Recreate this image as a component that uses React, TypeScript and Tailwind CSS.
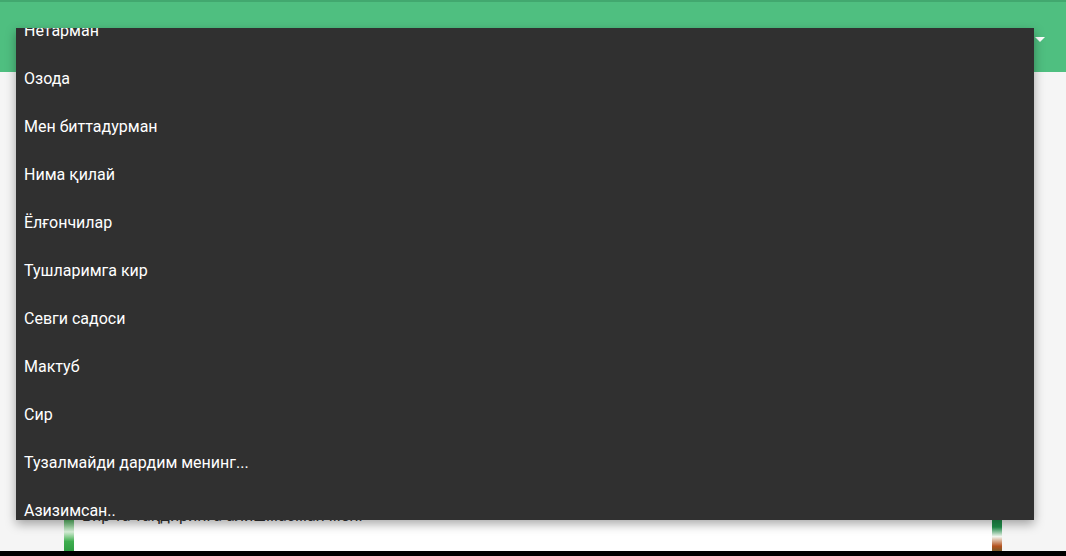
import React from "react";

const items = [
  "Нетарман",
  "Озода",
  "Мен биттадурман",
  "Нима қилай",
  "Ёлғончилар",
  "Тушларимга кир",
  "Севги садоси",
  "Мактуб",
  "Сир",
  "Тузалмайди дардим менинг...",
  "Азизимсан..",
];

export default function App() {
  return (
    <div
      className="relative w-[1066px] h-[556px] overflow-hidden bg-[#f5f5f5] flex flex-col"
      style={{ fontFamily: "Roboto, 'Noto Sans', sans-serif" }}
    >
      <header className="h-[72px] shrink-0 bg-[#4fbf80] border-t-2 border-[#42a86f] flex items-center justify-end pr-[21px]">
        <div className="w-0 h-0 border-l-[5px] border-r-[5px] border-t-[5px] border-l-transparent border-r-transparent border-t-white mt-[4px]" />
      </header>
      <main className="flex-1 flex px-[64px]">
        <div className="flex-1 flex bg-white">
          <div className="w-[10px] bg-[linear-gradient(to_bottom,#3fae4f_0%,#3fae4f_93%,#d8efd9_96%,#3fae4f_98%,#2f9e42_100%)]" />
          <div className="flex-1 flex flex-col justify-end pb-[23px] pl-[8px]">
            <p className="text-[16px] leading-[24px] text-[#333]">
              Бир та тақдиринга алишмасман мен.
            </p>
          </div>
          <div className="w-[10px] bg-[linear-gradient(to_bottom,#1f8f4a_0%,#1f8f4a_95%,#f3f6ef_97%,#b4521e_99%,#7a5a2a_100%)]" />
        </div>
      </main>
      <footer className="h-[5px] shrink-0 bg-black" />

      <div className="absolute left-[16px] top-[28px] w-[1018px] h-[492px] bg-[#303030] overflow-hidden shadow-[0_4px_10px_rgba(0,0,0,0.35)]">
        <ul className="-mt-[21px]">
          {items.map((t) => (
            <li
              key={t}
              className="h-[48px] flex items-center px-[8px] text-white text-[16px]"
            >
              {t}
            </li>
          ))}
        </ul>
      </div>
    </div>
  );
}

::::::

# Required work
In your copy, leave out the pictures and reproduce the material above exactly.

# Solved exercise
Recreate this image as a component that uses React, TypeScript and Tailwind CSS.
import React from "react";

const items = [
  "Нетарман",
  "Озода",
  "Мен биттадурман",
  "Нима қилай",
  "Ёлғончилар",
  "Тушларимга кир",
  "Севги садоси",
  "Мактуб",
  "Сир",
  "Тузалмайди дардим менинг...",
  "Азизимсан..",
];

export default function App() {
  return (
    <div
      className="relative w-[1066px] h-[556px] overflow-hidden bg-[#f5f5f5] flex flex-col"
      style={{ fontFamily: "Roboto, 'Noto Sans', sans-serif" }}
    >
      <header className="h-[72px] shrink-0 bg-[#4fbf80] border-t-2 border-[#42a86f] flex items-center justify-end pr-[21px]">
        <div className="w-0 h-0 border-l-[5px] border-r-[5px] border-t-[5px] border-l-transparent border-r-transparent border-t-white mt-[4px]" />
      </header>
      <main className="flex-1 flex px-[64px]">
        <div className="flex-1 flex bg-white">
          <div className="w-[10px] bg-[linear-gradient(to_bottom,#3fae4f_0%,#3fae4f_93%,#d8efd9_96%,#3fae4f_98%,#2f9e42_100%)]" />
          <div className="flex-1 flex flex-col justify-end pb-[23px] pl-[8px]">
            <p className="text-[16px] leading-[24px] text-[#333]">
              Бир та тақдиринга алишмасман мен.
            </p>
          </div>
          <div className="w-[10px] bg-[linear-gradient(to_bottom,#1f8f4a_0%,#1f8f4a_95%,#f3f6ef_97%,#b4521e_99%,#7a5a2a_100%)]" />
        </div>
      </main>
      <footer className="h-[5px] shrink-0 bg-black" />

      <div className="absolute left-[16px] top-[28px] w-[1018px] h-[492px] bg-[#303030] overflow-hidden shadow-[0_4px_10px_rgba(0,0,0,0.35)]">
        <ul className="-mt-[21px]">
          {items.map((t) => (
            <li
              key={t}
              className="h-[48px] flex items-center px-[8px] text-white text-[16px]"
            >
              {t}
            </li>
          ))}
        </ul>
      </div>
    </div>
  );
}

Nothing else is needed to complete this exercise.